__Given exercise__.
Lines holding the string "this" are the ones to copy; find them all in the data.
• • •
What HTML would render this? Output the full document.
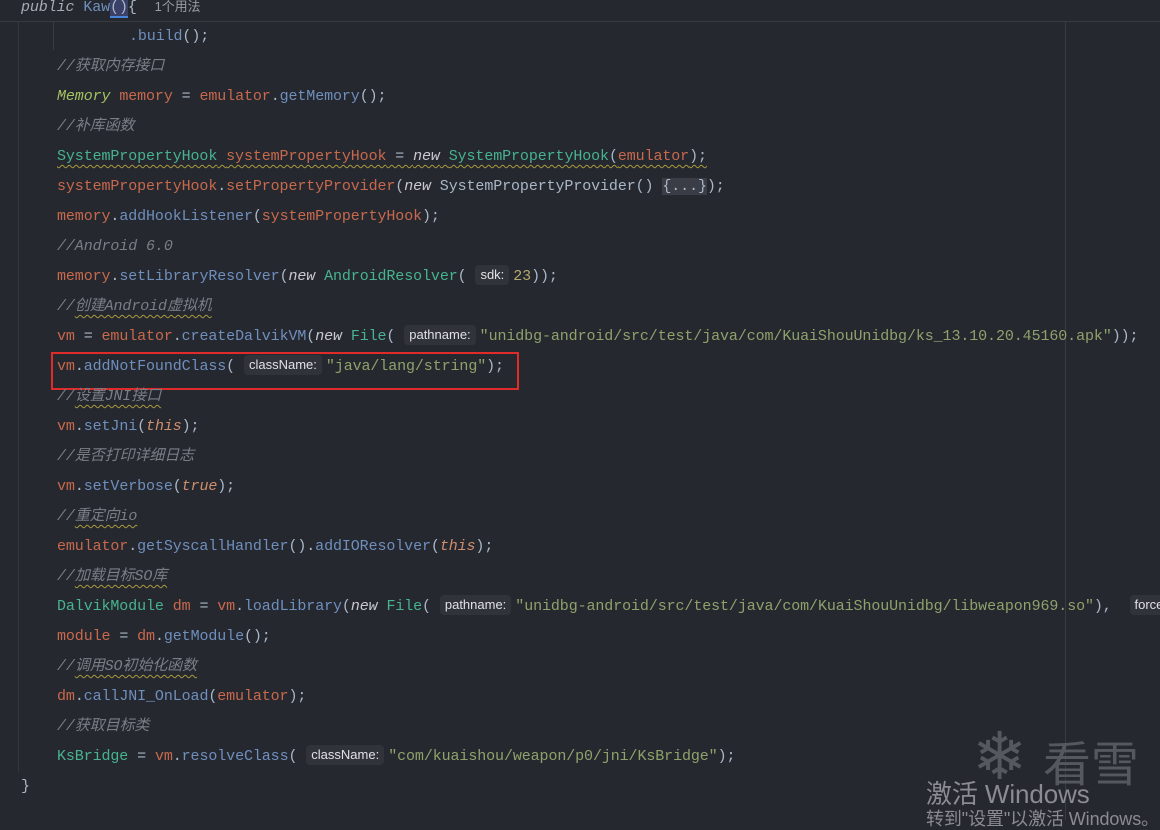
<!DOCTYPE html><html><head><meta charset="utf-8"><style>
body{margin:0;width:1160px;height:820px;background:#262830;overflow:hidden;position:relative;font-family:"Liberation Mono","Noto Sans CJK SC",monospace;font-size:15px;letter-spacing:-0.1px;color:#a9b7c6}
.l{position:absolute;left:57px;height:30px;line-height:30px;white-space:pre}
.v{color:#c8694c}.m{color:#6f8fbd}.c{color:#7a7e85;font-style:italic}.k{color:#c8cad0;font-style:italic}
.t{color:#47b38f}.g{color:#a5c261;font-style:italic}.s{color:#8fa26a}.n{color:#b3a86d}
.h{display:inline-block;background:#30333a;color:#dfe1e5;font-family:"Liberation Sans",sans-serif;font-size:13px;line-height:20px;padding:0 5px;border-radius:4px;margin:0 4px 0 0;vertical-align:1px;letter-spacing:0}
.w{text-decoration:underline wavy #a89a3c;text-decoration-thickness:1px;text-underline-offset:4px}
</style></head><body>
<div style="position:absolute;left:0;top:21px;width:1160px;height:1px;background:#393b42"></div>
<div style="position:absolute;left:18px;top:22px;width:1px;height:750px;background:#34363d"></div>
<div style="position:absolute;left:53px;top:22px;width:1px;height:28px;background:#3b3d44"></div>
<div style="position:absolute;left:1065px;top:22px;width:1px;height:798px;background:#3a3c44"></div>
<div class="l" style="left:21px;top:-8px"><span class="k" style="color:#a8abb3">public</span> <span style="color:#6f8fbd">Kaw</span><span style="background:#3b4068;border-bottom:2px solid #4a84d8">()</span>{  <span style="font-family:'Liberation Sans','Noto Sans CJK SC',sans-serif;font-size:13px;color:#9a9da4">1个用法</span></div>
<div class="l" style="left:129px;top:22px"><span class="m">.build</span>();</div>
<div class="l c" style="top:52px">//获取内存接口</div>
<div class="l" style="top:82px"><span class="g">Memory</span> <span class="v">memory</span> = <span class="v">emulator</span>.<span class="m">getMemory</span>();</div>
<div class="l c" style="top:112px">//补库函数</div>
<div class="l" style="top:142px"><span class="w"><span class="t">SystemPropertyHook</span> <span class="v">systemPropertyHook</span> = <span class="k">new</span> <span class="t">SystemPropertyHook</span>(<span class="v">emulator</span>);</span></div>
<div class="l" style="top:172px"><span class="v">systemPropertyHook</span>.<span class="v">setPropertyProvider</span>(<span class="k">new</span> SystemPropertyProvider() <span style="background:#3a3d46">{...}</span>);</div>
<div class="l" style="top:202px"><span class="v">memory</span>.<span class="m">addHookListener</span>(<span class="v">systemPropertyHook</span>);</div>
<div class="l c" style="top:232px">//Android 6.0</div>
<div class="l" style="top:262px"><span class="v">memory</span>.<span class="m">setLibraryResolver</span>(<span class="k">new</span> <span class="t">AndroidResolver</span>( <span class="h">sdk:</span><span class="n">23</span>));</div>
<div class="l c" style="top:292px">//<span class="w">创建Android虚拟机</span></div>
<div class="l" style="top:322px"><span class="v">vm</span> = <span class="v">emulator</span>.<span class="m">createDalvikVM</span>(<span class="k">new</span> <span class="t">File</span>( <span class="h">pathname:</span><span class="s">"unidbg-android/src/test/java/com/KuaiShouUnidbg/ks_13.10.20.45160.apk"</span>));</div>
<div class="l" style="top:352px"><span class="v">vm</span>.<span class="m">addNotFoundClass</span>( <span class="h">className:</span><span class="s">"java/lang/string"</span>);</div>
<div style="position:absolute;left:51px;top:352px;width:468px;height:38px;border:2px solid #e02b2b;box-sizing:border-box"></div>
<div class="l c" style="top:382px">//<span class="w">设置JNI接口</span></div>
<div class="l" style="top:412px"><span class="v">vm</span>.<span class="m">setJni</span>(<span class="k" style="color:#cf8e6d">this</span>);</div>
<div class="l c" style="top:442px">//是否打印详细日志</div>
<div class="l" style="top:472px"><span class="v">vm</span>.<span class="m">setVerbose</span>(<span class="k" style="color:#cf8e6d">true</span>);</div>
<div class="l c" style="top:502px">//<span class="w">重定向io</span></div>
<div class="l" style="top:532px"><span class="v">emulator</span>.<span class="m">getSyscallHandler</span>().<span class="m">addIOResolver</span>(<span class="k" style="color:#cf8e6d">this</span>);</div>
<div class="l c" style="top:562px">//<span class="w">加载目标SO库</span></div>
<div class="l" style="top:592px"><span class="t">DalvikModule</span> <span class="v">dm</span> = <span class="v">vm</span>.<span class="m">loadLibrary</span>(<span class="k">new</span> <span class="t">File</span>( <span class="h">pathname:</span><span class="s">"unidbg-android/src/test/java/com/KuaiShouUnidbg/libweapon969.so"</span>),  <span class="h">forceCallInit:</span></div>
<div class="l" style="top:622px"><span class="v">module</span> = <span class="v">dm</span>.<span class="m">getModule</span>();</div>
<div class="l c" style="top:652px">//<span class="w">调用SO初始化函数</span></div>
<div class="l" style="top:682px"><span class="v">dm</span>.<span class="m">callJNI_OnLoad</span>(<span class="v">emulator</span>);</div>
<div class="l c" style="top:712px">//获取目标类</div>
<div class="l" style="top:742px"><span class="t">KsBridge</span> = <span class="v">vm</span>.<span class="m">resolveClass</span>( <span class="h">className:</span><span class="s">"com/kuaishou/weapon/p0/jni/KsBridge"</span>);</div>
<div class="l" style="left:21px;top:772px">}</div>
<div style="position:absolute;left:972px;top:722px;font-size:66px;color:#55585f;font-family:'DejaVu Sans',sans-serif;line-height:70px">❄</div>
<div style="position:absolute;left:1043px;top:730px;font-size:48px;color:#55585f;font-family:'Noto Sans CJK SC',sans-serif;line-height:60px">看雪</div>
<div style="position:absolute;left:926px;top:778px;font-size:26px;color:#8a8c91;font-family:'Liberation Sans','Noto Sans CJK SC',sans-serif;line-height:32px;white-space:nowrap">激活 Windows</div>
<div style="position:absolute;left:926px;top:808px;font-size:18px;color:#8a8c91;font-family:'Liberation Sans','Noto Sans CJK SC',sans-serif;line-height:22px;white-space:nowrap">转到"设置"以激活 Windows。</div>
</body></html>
• • •
__Full solution__.
What HTML would render this? Output the full document.
<div class="l" style="top:412px"><span class="v">vm</span>.<span class="m">setJni</span>(<span class="k" style="color:#cf8e6d">this</span>);</div>
<div class="l" style="top:532px"><span class="v">emulator</span>.<span class="m">getSyscallHandler</span>().<span class="m">addIOResolver</span>(<span class="k" style="color:#cf8e6d">this</span>);</div>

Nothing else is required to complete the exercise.